By defining a template each for StartData
,
StartGroup
, ProcessRecord
,
EndGroup
and EndData
,
you can control exactly how the text file
is constructed. This is a flexible and fast alternative to using a
Report Writer for producing text output.
A template is expanded by performing substitution of values
using the familiar ${...}
syntax. JavaScripts can be embedded too,
by using the ${=...}
syntax.
For example, to add the current timestamp
to the output, you could use a template:
The current time is ${=java.util.Date();}
The StartData
template is invoked first, so this is a good place
for a header. If there are any groups in the output the StartGroup
and
EndGroup
templates will be expanded at the appropriate point. Each
individual record will be expanded using ProcessRecord
.
This datastore writes XML, or information transformed from XML to a file.

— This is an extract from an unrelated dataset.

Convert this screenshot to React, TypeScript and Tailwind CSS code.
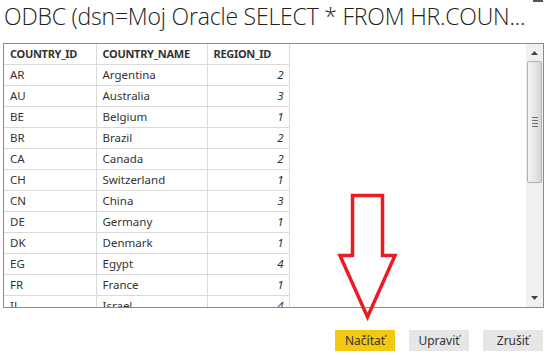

By default, the records, along with the schema are written out
in Tabular DataSource format - a simple XML structure that embeds
the values directly into the data source itself, so that it has no
other dependencies. You may take the XML file produced and use it
with other tools, or by naming the output file with a .ds
extension,
you can use it as a data source. You can even write the file directly into
the repository, by using a repository:/
URL so that Elixir tools
can access it immediately.
By specifying the name of an XSLT transformation, the XML data output can be readily transformed into another XML structure, or any kind of text output. You could use XSLT to produce the same output as the CSV or Text DataStore, if they were not already provided for you.
A Sample of the Tabular DataSource XML file is shown in Figure 4.69, “XML Output”.
If you need to send some sample data to Elixir, generating a Tabular DataSource using the XMLDataStore is ideal, because the data source file has no dependency on your database, repository or file system configuration.